As you suggested to wait as “they will likely fall out of sync”, I deliberately made then out of sync by stopping rx side loopback test app and starting again resulting in out of sync and now lots of errors are seen in rx side:

, should be: Ected value:
Error - unexpected value: , should be: F
Error - unexpected value: , should be: G
Error - unexpected value: , should be: H
Error - unexpected value: , should be: I
Error - unexpected value: !, should be: J

With this “out of sync”, bot rx and tx are still running and I am waiting for kernel to hang and watchdog timeout.

Both rx and tx are running (though out of sync) for past 25 minutes. I am letting it run longer.

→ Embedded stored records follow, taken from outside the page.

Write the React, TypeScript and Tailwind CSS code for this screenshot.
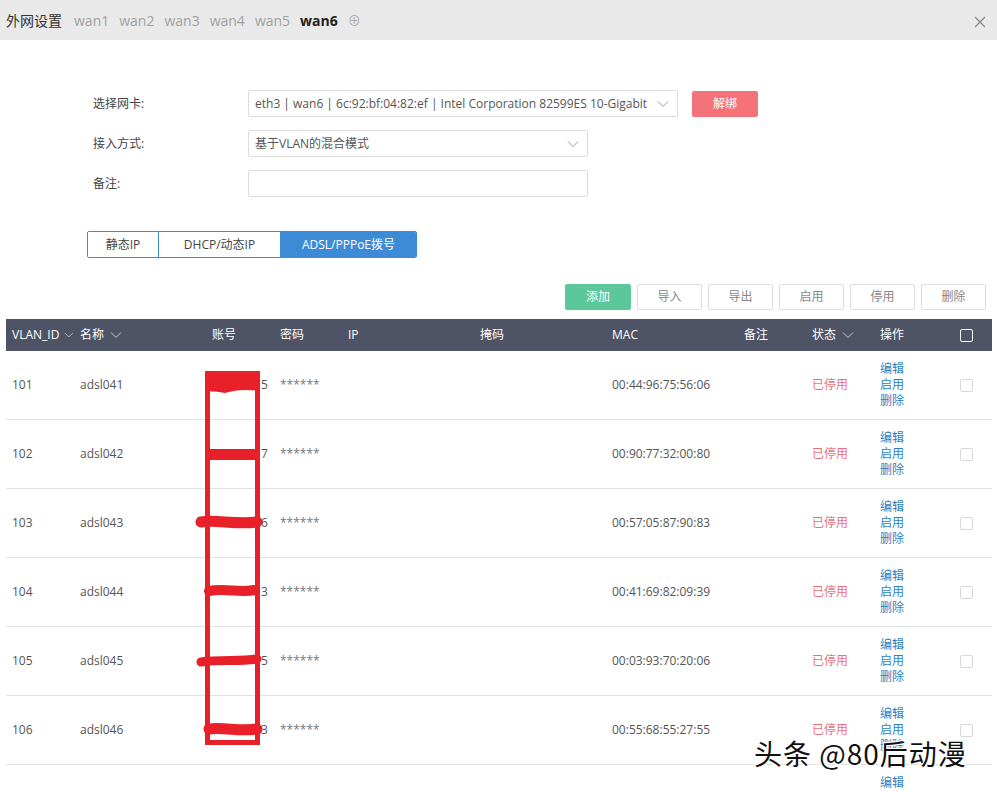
import { useState } from "react";

const FONT = "font-['Open_Sans','Noto_Sans_CJK_SC',sans-serif]";

const rows = [
  { id: "101", name: "adsl041", acc: "5", mac: "00:44:96:75:56:06" },
  { id: "102", name: "adsl042", acc: "7", mac: "00:90:77:32:00:80" },
  { id: "103", name: "adsl043", acc: "6", mac: "00:57:05:87:90:83" },
  { id: "104", name: "adsl044", acc: "3", mac: "00:41:69:82:09:39" },
  { id: "105", name: "adsl045", acc: "5", mac: "00:03:93:70:20:06" },
  { id: "106", name: "adsl046", acc: "3", mac: "00:55:68:55:27:55" },
  { id: "107", name: "adsl047", acc: "", mac: "" },
];

const COLS =
  "grid grid-cols-[68px_132px_68px_68px_132px_132px_132px_68px_68px_72px_46px]";

const Chevron = ({ className = "" }: { className?: string }) => (
  <svg width="12" height="8" viewBox="0 0 12 8" className={className}>
    <path d="M1 1.5 L6 6.5 L11 1.5" fill="none" stroke="currentColor" strokeWidth="1" />
  </svg>
);

const Select = ({ value, w }: { value: string; w: string }) => (
  <div
    className={`${w} flex h-[27px] items-center justify-between rounded-[2px] border border-[#dcdcdc] bg-white pl-[6px] pr-[8px] text-[12px] text-[#555]`}
  >
    <span className="truncate">{value}</span>
    <Chevron className="shrink-0 text-[#999]" />
  </div>
);

const App = () => {
  const [mode, setMode] = useState(2);
  const tabs = ["静态IP", "DHCP/动态IP", "ADSL/PPPoE拨号"];
  const tabW = ["w-[70px]", "w-[122px]", "w-[136px]"];

  return (
    <div className={`relative h-[792px] w-[997px] overflow-hidden bg-white ${FONT}`}>
      {/* top bar */}
      <div className="flex h-[40px] items-center justify-between bg-[#e9e9e9] pl-[6px] pr-[6px]">
        <div className="flex items-center gap-[10px] text-[14px]">
          <span className="mr-[2px] text-[#333]">外网设置</span>
          {["wan1", "wan2", "wan3", "wan4", "wan5"].map((w) => (
            <span key={w} className="text-[#a0a0a0]">
              {w}
            </span>
          ))}
          <span className="font-bold text-[#222]">wan6</span>
          <span className="mt-[2px] text-[13px] text-[#aaa]">⊕</span>
        </div>
        <svg width="12" height="12" viewBox="0 0 12 12" className="mr-[5px] mt-[4px] text-[#888]">
          <path d="M1 1 L11 11 M11 1 L1 11" stroke="currentColor" strokeWidth="1.3" />
        </svg>
      </div>

      {/* form */}
      <div className="flex flex-col gap-[13px] pl-[93px] pt-[50px] text-[12px] text-[#444]">
        <div className="flex items-center">
          <span className="w-[155px]">选择网卡:</span>
          <Select w="w-[430px]" value="eth3 | wan6 | 6c:92:bf:04:82:ef | Intel Corporation 82599ES 10-Gigabit" />
          <button className="ml-[14px] h-[26px] w-[66px] rounded-[2px] bg-[#f4737a] text-[12px] text-white">
            解绑
          </button>
        </div>
        <div className="flex items-center">
          <span className="w-[155px]">接入方式:</span>
          <Select w="w-[340px]" value="基于VLAN的混合模式" />
        </div>
        <div className="flex items-center">
          <span className="w-[155px]">备注:</span>
          <div className="h-[27px] w-[340px] rounded-[2px] border border-[#dcdcdc]" />
        </div>
      </div>

      {/* mode tabs */}
      <div className="ml-[87px] mt-[34px] flex h-[27px] w-fit overflow-hidden rounded-[2px] border border-[#3d8bd6] text-[12px]">
        {tabs.map((t, i) => (
          <button
            key={t}
            onClick={() => setMode(i)}
            className={`${tabW[i]} h-full ${i > 0 ? "border-l border-[#3d8bd6]" : ""} ${
              mode === i ? "bg-[#3d8bd6] text-white" : "bg-white text-[#444]"
            }`}
          >
            {t}
          </button>
        ))}
      </div>

      {/* actions */}
      <div className="mr-[11px] mt-[26px] flex justify-end gap-[6px] text-[12px]">
        <button className="h-[26px] w-[66px] rounded-[2px] bg-[#5cc79b] text-white">添加</button>
        {["导入", "导出", "启用", "停用", "删除"].map((b) => (
          <button
            key={b}
            className="h-[26px] w-[65px] rounded-[2px] border border-[#dedede] bg-white text-[#888]"
          >
            {b}
          </button>
        ))}
      </div>

      {/* table */}
      <div className="relative mx-[6px] mt-[9px] w-[986px]">
        <div className={`${COLS} h-[32px] items-center bg-[#4e5366] text-[12px] text-white`}>
          <span className="flex items-center gap-[5px] pl-[6px]">
            VLAN_ID <Chevron className="text-[#ccc]" />
          </span>
          <span className="flex items-center gap-[6px] pl-[6px]">
            名称 <Chevron className="text-[#ccc]" />
          </span>
          <span className="pl-[6px]">账号</span>
          <span className="pl-[6px]">密码</span>
          <span className="pl-[6px]">IP</span>
          <span className="pl-[6px]">掩码</span>
          <span className="pl-[6px]">MAC</span>
          <span className="pl-[6px]">备注</span>
          <span className="flex items-center gap-[6px] pl-[6px]">
            状态 <Chevron className="text-[#ccc]" />
          </span>
          <span className="pl-[6px]">操作</span>
          <span className="flex justify-center">
            <span className="mr-[6px] block h-[13px] w-[13px] rounded-[2px] border border-white" />
          </span>
        </div>

        {rows.map((r) => (
          <div
            key={r.id}
            className={`${COLS} h-[69px] items-center border-b border-[#e2e2e2] text-[12px] text-[#555]`}
          >
            <span className="pl-[6px]">{r.id}</span>
            <span className="pl-[6px]">{r.name}</span>
            <span className="pl-[55px]">{r.acc}</span>
            <span className="pl-[6px] text-[#777]">******</span>
            <span />
            <span />
            <span className="pl-[6px]">{r.mac}</span>
            <span />
            <span className="pl-[6px] text-[#e8727a]">已停用</span>
            <span className="flex flex-col pl-[6px] leading-[16px] text-[#2f7fc0]">
              <span>编辑</span>
              <span>启用</span>
              <span>删除</span>
            </span>
            <span className="flex justify-center">
              <span className="mr-[6px] block h-[13px] w-[13px] rounded-[2px] border border-[#d8d8d8]" />
            </span>
          </div>
        ))}

        {/* red redaction marks */}
        <svg
          width="80"
          height="400"
          viewBox="0 0 80 400"
          className="pointer-events-none absolute left-[189px] top-[46px]"
        >
          <path d="M10 6 H65 V26 C50 24 40 25 30 28 C22 26 16 27 10 26 Z" fill="#e8202a" />
          <path d="M10 84 H65 V95 H10 Z" fill="#e8202a" />
          <path d="M6 157 C20 154 40 160 62 157" stroke="#e8202a" strokeWidth="11" strokeLinecap="round" fill="none" />
          <path d="M14 226 C30 223 45 228 60 225" stroke="#e8202a" strokeWidth="10" strokeLinecap="round" fill="none" />
          <path d="M6 297 C25 294 45 297 62 294" stroke="#e8202a" strokeWidth="9" strokeLinecap="round" fill="none" />
          <path d="M14 364 C30 362 45 367 62 364" stroke="#e8202a" strokeWidth="11" strokeLinecap="round" fill="none" />
          <rect x="12.5" y="8.5" width="50" height="369" fill="none" stroke="#e8202a" strokeWidth="5" />
        </svg>
      </div>

      {/* watermark */}
      <div className="pointer-events-none absolute left-[754px] top-[735px] font-['Noto_Sans_CJK_SC',sans-serif] text-[28px] leading-[36px] tracking-[1px] text-[#111] [text-shadow:1px_1px_0_#fff,-1px_-1px_0_#fff,1px_-1px_0_#fff,-1px_1px_0_#fff]">
        头条 @80后动漫
      </div>
    </div>
  );
};

export default App;
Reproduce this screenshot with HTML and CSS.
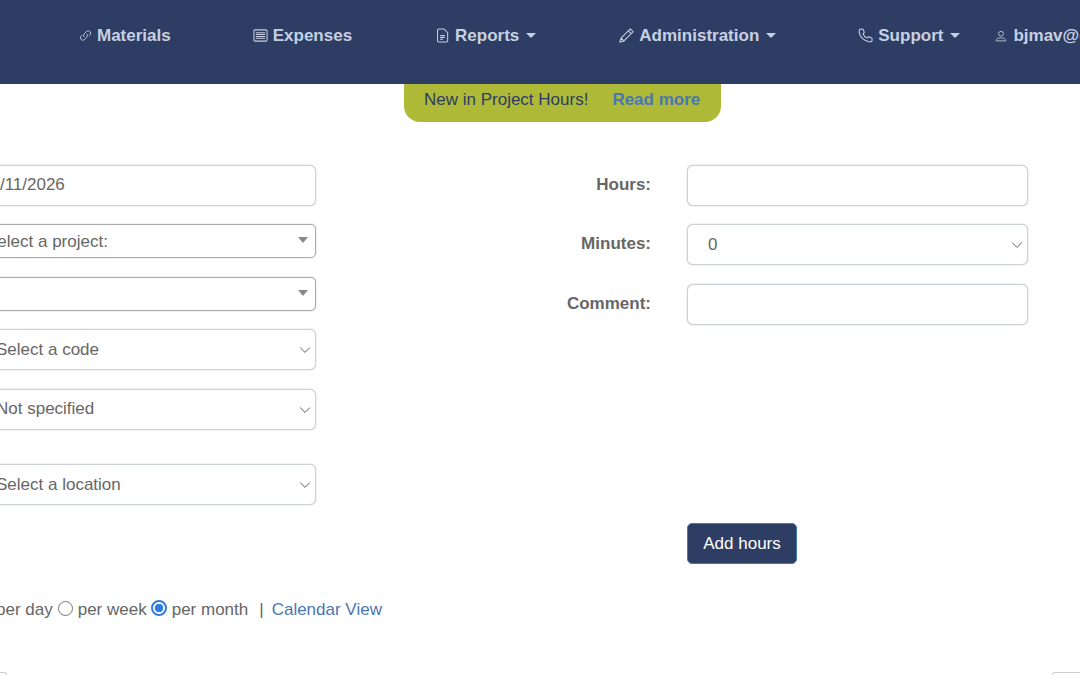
FILE: index.html
```html
<!DOCTYPE html>
<html lang="en">
<head>
<meta charset="utf-8">
<title>Project Hours</title>
<link rel="stylesheet" href="styles.css">
</head>
<body>
<nav class="nav">
  <a class="nav-item item-materials"><svg class="ico" viewBox="0 0 16 16"><path d="M6.500 10a3 3 0 0 1 0-4.200l3-3a3 3 0 0 1 4.200 4.200l-1.500 1.500"/><path d="M9.500 6a3 3 0 0 1 0 4.200l-3 3a3 3 0 0 1-4.200-4.200l1.500-1.500"/></svg><span>Materials</span></a>
  <a class="nav-item item-expenses"><svg class="ico ico-l" viewBox="0 0 16 16"><rect x="1" y="2" width="14" height="12" rx="1.200"/><path d="M3 5h10M3 7h10M3 9h10M3 11h10"/></svg><span>Expenses</span></a>
  <a class="nav-item item-reports caret"><svg class="ico ico-l" viewBox="0 0 16 16"><path d="M4 1h5.500L13.500 5v8.700a1.300 1.300 0 0 1-1.300 1.300H4a1.300 1.300 0 0 1-1.300-1.300V2.300A1.300 1.300 0 0 1 4 1z"/><path d="M5.500 8h5M5.500 10h5M5.500 12h3"/></svg><span>Reports</span></a>
  <a class="nav-item item-admin caret"><svg class="ico ico-l" viewBox="0 0 16 16"><path d="M12 1l3 3-9.800 9.800-4.200 1.200 1.200-4.200zM10 3l3 3M2.200 10.800l3 3"/></svg><span>Administration</span></a>
  <a class="nav-item item-support caret"><svg class="ico ico-l" viewBox="0 0 16 16"><path d="M3.200 1L5.300 1.300l1.500 3.300-1.400 1.600c.6 1.900 2.500 3.800 4.500 4.500l1.600-1.400 3.300 1.500.3 2.100c0 1-1 2-2.500 2C6.800 14.600 1.200 9 1.200 3.200 1.200 2 2.200 1 3.200 1z"/></svg><span>Support</span></a>
  <a class="nav-item item-user caret"><svg class="ico ico-u" viewBox="0 0 16 16"><circle cx="8" cy="5" r="3.200"/><path d="M1.500 14.500c0-3 2.500-4 6.500-4s6.500 1 6.500 4z"/></svg><span>bjmav@example.com</span></a>
</nav>

<div class="notice"><span>New in Project Hours!</span><a class="notice-link">Read more</a></div>

<form class="form">
  <div class="col col-left">
    <div class="control"><span class="clip clip-date">03/11/2026</span></div>
    <div class="control combo"><span class="clip clip-project">Select a project:</span><i class="tri"></i></div>
    <div class="control combo"><i class="tri"></i></div>
    <div class="control select"><span class="clip clip-sel">Select a code</span><svg class="chev" viewBox="0 0 16 16"><path d="M2 5l6 6 6-6"/></svg></div>
    <div class="control select"><span class="clip clip-sel">Not specified</span><svg class="chev" viewBox="0 0 16 16"><path d="M2 5l6 6 6-6"/></svg></div>
    <div class="control select loc"><span class="clip clip-sel">Select a location</span><svg class="chev" viewBox="0 0 16 16"><path d="M2 5l6 6 6-6"/></svg></div>
  </div>
  <div class="col col-right">
    <div class="field"><label class="lbl">Hours:</label><div class="control"></div></div>
    <div class="field"><label class="lbl">Minutes:</label><div class="control select"><span class="zero">0</span><svg class="chev" viewBox="0 0 16 16"><path d="M2 5l6 6 6-6"/></svg></div></div>
    <div class="field"><label class="lbl">Comment:</label><div class="control"></div></div>
    <button type="button" class="btn">Add hours</button>
  </div>
</form>

<div class="views">
  <span class="view-day">per day</span>
  <i class="radio"></i><span>per week</span>
  <i class="radio on"></i><span>per month</span>
  <span class="sep">|</span>
  <a class="cal">Calendar View</a>
</div>

<div class="cards"><div class="card-a"></div><div class="card-b"></div></div>
</body>
</html>
```
FILE: styles.css
```css
html, body { margin: 0; padding: 0; }
body {
  width: 1080px; height: 675px; overflow: hidden; background: #fff;
  font-family: "Liberation Sans", Arial, sans-serif; font-size: 17px; color: #666;
}
.nav { height: 84px; background: #2e3d63; display: flex; align-items: center; padding-bottom: 13px; box-sizing: border-box; white-space: nowrap; }
.nav-item { display: flex; align-items: center; color: #c6d0e2; font-weight: 700; font-size: 17px; flex: none; }
.ico { width: 13px; height: 13px; margin-right: 5px; fill: none; stroke: #c6d0e2; stroke-width: 1.100; }
.ico-l { width: 15px; height: 15px; margin-right: 5px; }
.ico-u { width: 12px; height: 12px; margin-right: 6px; }
.caret::after { content: ""; border-top: 5px solid #c6d0e2; border-left: 5px solid transparent; border-right: 5px solid transparent; margin-left: 7px; }
.item-materials { margin-left: 79px; }
.item-expenses { margin-left: 82px; }
.item-reports { margin-left: 83px; }
.item-admin { margin-left: 83px; }
.item-support { margin-left: 82px; }
.item-user { margin-left: 35px; }
.notice { margin-left: 404px; width: 317px; height: 38px; box-sizing: border-box; background: #aeb938; border-radius: 0 0 16px 16px; display: flex; align-items: center; padding: 0 0 7px 20px; color: #2e3d63; }
.notice-link { margin-left: 24px; color: #4a76b4; font-weight: 700; }
.form { display: flex; margin-top: 42.500px; height: 432.500px; }
.col-left { width: 356px; flex: none; margin-left: -40px; display: flex; flex-direction: column; gap: 18.500px; }
.control { position: relative; height: 41px; box-sizing: border-box; border: 1px solid #cdd2d6; border-radius: 6px; background: #fff; display: flex; align-items: center; box-shadow: 0 0 1.500px #bbb; flex: none; }
.clip { white-space: nowrap; }
.clip-date { margin-left: 20px; }
.combo { height: 34px; border-color: #aaa; border-radius: 5px; }
.clip-project { margin-left: 25px; margin-top: 2px; }
.tri { position: absolute; right: 7px; top: 12px; border-top: 6px solid #888; border-left: 5px solid transparent; border-right: 5px solid transparent; }
.select { padding-top: .5px; }
.loc { margin-top: 16px; }
.clip-sel { margin-left: 35px; }
.chev { position: absolute; right: 2px; top: 12px; width: 16px; height: 16px; fill: none; stroke: #555; stroke-width: 1.200; transform: scale(.8); }
.col-right { width: 712px; flex: none; display: flex; flex-direction: column; align-items: flex-end; gap: 18.500px; }
.field { display: flex; align-items: center; justify-content: flex-end; width: 100%; }
.field .control { width: 341px; }
.lbl { font-weight: 700; margin-right: 36px; margin-top: -.5px; }
.zero { margin-left: 20px; margin-top: 1px; }
.btn { margin: 180px auto 0 371px; width: 110px; height: 41px; background: #2e3d63; color: #fff; font: 17px "Liberation Sans", Arial, sans-serif; border: 1px solid #4a76b4; border-radius: 5px; flex: none; }
.views { margin-left: -4px; height: 26px; display: flex; align-items: center; white-space: nowrap; gap: 5px; }
.radio { width: 15px; height: 15px; box-sizing: border-box; border: 1px solid #767676; border-radius: 50%; margin-top: -4px; flex: none; }
.radio.on { border: 2px solid #2f7de0; background: radial-gradient(circle, #2f7de0 4px, #fff 4.500px); width: 16px; height: 16px; margin-left: -1px; }
.sep { margin: 0 5px 0 6px; }
.cal { color: #4a76b4; margin-left: -2px; }
.cards { display: flex; justify-content: space-between; margin-top: 49px; margin-left: -20px; }
.card-a, .card-b { height: 3px; border: 1px solid #ccc; border-bottom: 0; border-radius: 6px 6px 0 0; box-sizing: border-box; }
.card-a { width: 27px; }
.card-b { width: 60px; margin-right: -32px; }
```
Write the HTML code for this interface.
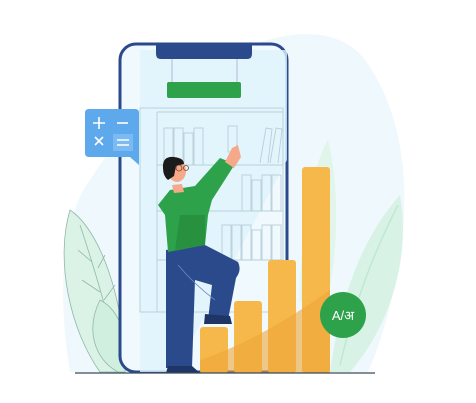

Just wanted to confirm with you, what timeline do you see before kernel hang and reboot.

Hi Mark,

can you please also try removing these parameters from kernel command line (in boot/extlinux/extlinux.conf) and see if there is any change in behaviour

console=tty0 console=ttyS0,115200n8 debug_uartport=lsport,0 earlyprintk=uart8250-32bit,0x70006000

Thanks for trying this all out Galactus,

We had the same idea as you about ttyS0 and ttyTHS1, but it appears they are one and the same somewhere at a hardware level… this has been confusing to us as well. Once we eliminated the serial data collisions on THS1 and THS2, (THS2 by removing the camera from the development board), it takes a lot longer to crash the OS. If you want, you can try to accelerate the crash by changing a few things:

  1. Speed up the baud rate, (e.g. ./sertest -v -t -d /dev/ttyTHS1 -b 3000000), or
  2. Using 8n2, (2 stop bits), by changing line 201 of the loopback test:
// One stop bit
//    deviceOptions.c_cflag &= ~CSTOPB;

// Two stop bits
    deviceOptions.c_cflag &= CSTOPB;

For me, using 2 stop bits makes things crash almost instantly, otherwise, you might be stuck waiting a while with one stop bit even at high speed data rates.

I just re-verified on my system with the camera module removed and 2 stop bits, it crashed the OS within a second.

Let me know how it goes for you! Thanks again for trying this out!

-Mark

P.S. I will try removing the parameters and report back on my results.